-- Start of Data provided --
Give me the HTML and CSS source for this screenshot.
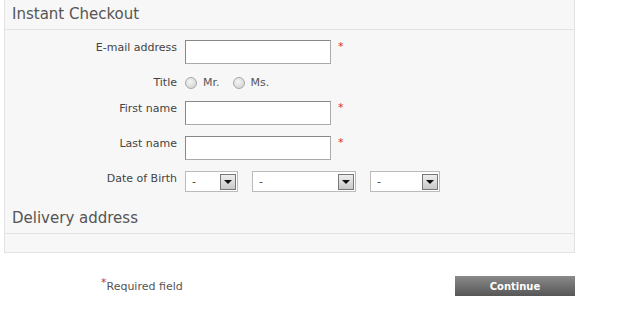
FILE: index.html
```html
<!DOCTYPE html>
<html lang="en">
<head>
    <meta charset="UTF-8">
    <title>Instant Checkout</title>
    <link rel="stylesheet" href="styles.css">
</head>
<body>
    <div class="panel">
        <h2 class="panel-title">Instant Checkout</h2>
        <div class="form">
            <div class="row">
                <label class="label">E-mail address</label>
                <input type="text" class="text-input">
                <span class="req">*</span>
            </div>
            <div class="row row-title">
                <label class="label">Title</label>
                <label class="radio"><input type="radio" name="title"> Mr.</label>
                <label class="radio"><input type="radio" name="title"> Ms.</label>
            </div>
            <div class="row">
                <label class="label">First name</label>
                <input type="text" class="text-input">
                <span class="req">*</span>
            </div>
            <div class="row">
                <label class="label">Last name</label>
                <input type="text" class="text-input">
                <span class="req">*</span>
            </div>
            <div class="row">
                <label class="label">Date of Birth</label>
                <div class="selects">
                    <div class="select select-day"><span>-</span><span class="arrow"></span></div>
                    <div class="select select-month"><span>-</span><span class="arrow"></span></div>
                    <div class="select select-year"><span>-</span><span class="arrow"></span></div>
                </div>
            </div>
        </div>
        <h2 class="panel-title sub-title">Delivery address</h2>
        <div class="panel-body"></div>
    </div>

    <div class="footer">
        <p class="note"><span class="req-sup">*</span>Required field</p>
        <button class="continue-btn">Continue</button>
    </div>
</body>
</html>
```

FILE: styles.css
```css
body {
    margin: 0;
    font-family: "DejaVu Sans", Verdana, sans-serif;
    font-size: 11px;
    color: #444;
    background: #fff;
}
.panel {
    margin-left: 4px;
    width: 569px;
    background: #f7f7f7;
    border: 1px solid #e3e3e3;
    border-top: none;
}
.panel-title {
    margin: 0;
    height: 29px;
    line-height: 28px;
    padding-left: 7px;
    font-size: 15px;
    font-weight: normal;
    color: #555;
    border-bottom: 1px solid #e3e3e3;
}
.sub-title {
    margin-top: 12px;
    height: 29px;
    line-height: 28px;
}
.panel-body {
    height: 18px;
}
.form {
    display: flex;
    flex-direction: column;
    gap: 11px;
    padding-top: 10px;
}
.row {
    display: flex;
    align-items: flex-start;
}
.label {
    width: 172px;
    padding-right: 8px;
    text-align: right;
    line-height: 14px;
    padding-top: 1px;
}
.row-title {
    height: 15px;
    align-items: center;
}
.row-title .label {
    padding-top: 0;
}
.text-input {
    width: 140px;
    height: 20px;
    margin: 0;
    padding: 1px 2px;
    border: 1px solid #aaa;
    border-top-color: #888;
    border-left-color: #888;
    background: #fff;
    font: inherit;
}
.req {
    color: #cc3333;
    margin-left: 7px;
    line-height: 14px;
}
.radio {
    display: flex;
    align-items: center;
    margin-right: 13px;
    color: #555;
}
.radio input {
    appearance: none;
    width: 12px;
    height: 12px;
    margin: 0 6px 0 0;
    border: 1px solid #a8a8a8;
    border-radius: 50%;
    background: radial-gradient(circle at 40% 35%, #f4f4f4, #cfcfcf);
}
.selects {
    display: flex;
    gap: 14px;
}
.select {
    display: flex;
    align-items: center;
    justify-content: space-between;
    height: 19px;
    padding: 0 1px 0 6px;
    border: 1px solid #bbb;
    background: #fff;
}
.select-day {
    width: 44px;
}
.select-month {
    width: 95px;
}
.select-year {
    width: 61px;
}
.arrow {
    position: relative;
    width: 14px;
    height: 14px;
    border: 1px solid #777;
    background: linear-gradient(#eee, #c8c8c8);
}
.arrow::after {
    content: "";
    position: absolute;
    left: 3px;
    top: 5px;
    border-left: 4px solid transparent;
    border-right: 4px solid transparent;
    border-top: 4px solid #111;
}
.footer {
    display: flex;
    justify-content: space-between;
    align-items: flex-start;
    margin-top: 23px;
    padding-left: 101px;
    width: 474px;
}
.note {
    margin: 4px 0 0;
    color: #555;
}
.req-sup {
    color: #cc3333;
    position: relative;
    top: -4px;
}
.continue-btn {
    width: 120px;
    height: 20px;
    padding: 0;
    border: none;
    background: linear-gradient(#8a8a8a, #565656);
    color: #fff;
    font-family: "DejaVu Sans", Verdana, sans-serif;
    font-size: 10px;
    font-weight: bold;
}
```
-- End of Data provided --
■ **Set exercise**
Repeat the full listing above exactly, with no pictures in the copy.

■ **Written response**
Give me the HTML and CSS source for this screenshot.
FILE: index.html
```html
<!DOCTYPE html>
<html lang="en">
<head>
    <meta charset="UTF-8">
    <title>Instant Checkout</title>
    <link rel="stylesheet" href="styles.css">
</head>
<body>
    <div class="panel">
        <h2 class="panel-title">Instant Checkout</h2>
        <div class="form">
            <div class="row">
                <label class="label">E-mail address</label>
                <input type="text" class="text-input">
                <span class="req">*</span>
            </div>
            <div class="row row-title">
                <label class="label">Title</label>
                <label class="radio"><input type="radio" name="title"> Mr.</label>
                <label class="radio"><input type="radio" name="title"> Ms.</label>
            </div>
            <div class="row">
                <label class="label">First name</label>
                <input type="text" class="text-input">
                <span class="req">*</span>
            </div>
            <div class="row">
                <label class="label">Last name</label>
                <input type="text" class="text-input">
                <span class="req">*</span>
            </div>
            <div class="row">
                <label class="label">Date of Birth</label>
                <div class="selects">
                    <div class="select select-day"><span>-</span><span class="arrow"></span></div>
                    <div class="select select-month"><span>-</span><span class="arrow"></span></div>
                    <div class="select select-year"><span>-</span><span class="arrow"></span></div>
                </div>
            </div>
        </div>
        <h2 class="panel-title sub-title">Delivery address</h2>
        <div class="panel-body"></div>
    </div>

    <div class="footer">
        <p class="note"><span class="req-sup">*</span>Required field</p>
        <button class="continue-btn">Continue</button>
    </div>
</body>
</html>
```

FILE: styles.css
```css
body {
    margin: 0;
    font-family: "DejaVu Sans", Verdana, sans-serif;
    font-size: 11px;
    color: #444;
    background: #fff;
}
.panel {
    margin-left: 4px;
    width: 569px;
    background: #f7f7f7;
    border: 1px solid #e3e3e3;
    border-top: none;
}
.panel-title {
    margin: 0;
    height: 29px;
    line-height: 28px;
    padding-left: 7px;
    font-size: 15px;
    font-weight: normal;
    color: #555;
    border-bottom: 1px solid #e3e3e3;
}
.sub-title {
    margin-top: 12px;
    height: 29px;
    line-height: 28px;
}
.panel-body {
    height: 18px;
}
.form {
    display: flex;
    flex-direction: column;
    gap: 11px;
    padding-top: 10px;
}
.row {
    display: flex;
    align-items: flex-start;
}
.label {
    width: 172px;
    padding-right: 8px;
    text-align: right;
    line-height: 14px;
    padding-top: 1px;
}
.row-title {
    height: 15px;
    align-items: center;
}
.row-title .label {
    padding-top: 0;
}
.text-input {
    width: 140px;
    height: 20px;
    margin: 0;
    padding: 1px 2px;
    border: 1px solid #aaa;
    border-top-color: #888;
    border-left-color: #888;
    background: #fff;
    font: inherit;
}
.req {
    color: #cc3333;
    margin-left: 7px;
    line-height: 14px;
}
.radio {
    display: flex;
    align-items: center;
    margin-right: 13px;
    color: #555;
}
.radio input {
    appearance: none;
    width: 12px;
    height: 12px;
    margin: 0 6px 0 0;
    border: 1px solid #a8a8a8;
    border-radius: 50%;
    background: radial-gradient(circle at 40% 35%, #f4f4f4, #cfcfcf);
}
.selects {
    display: flex;
    gap: 14px;
}
.select {
    display: flex;
    align-items: center;
    justify-content: space-between;
    height: 19px;
    padding: 0 1px 0 6px;
    border: 1px solid #bbb;
    background: #fff;
}
.select-day {
    width: 44px;
}
.select-month {
    width: 95px;
}
.select-year {
    width: 61px;
}
.arrow {
    position: relative;
    width: 14px;
    height: 14px;
    border: 1px solid #777;
    background: linear-gradient(#eee, #c8c8c8);
}
.arrow::after {
    content: "";
    position: absolute;
    left: 3px;
    top: 5px;
    border-left: 4px solid transparent;
    border-right: 4px solid transparent;
    border-top: 4px solid #111;
}
.footer {
    display: flex;
    justify-content: space-between;
    align-items: flex-start;
    margin-top: 23px;
    padding-left: 101px;
    width: 474px;
}
.note {
    margin: 4px 0 0;
    color: #555;
}
.req-sup {
    color: #cc3333;
    position: relative;
    top: -4px;
}
.continue-btn {
    width: 120px;
    height: 20px;
    padding: 0;
    border: none;
    background: linear-gradient(#8a8a8a, #565656);
    color: #fff;
    font-family: "DejaVu Sans", Verdana, sans-serif;
    font-size: 10px;
    font-weight: bold;
}
```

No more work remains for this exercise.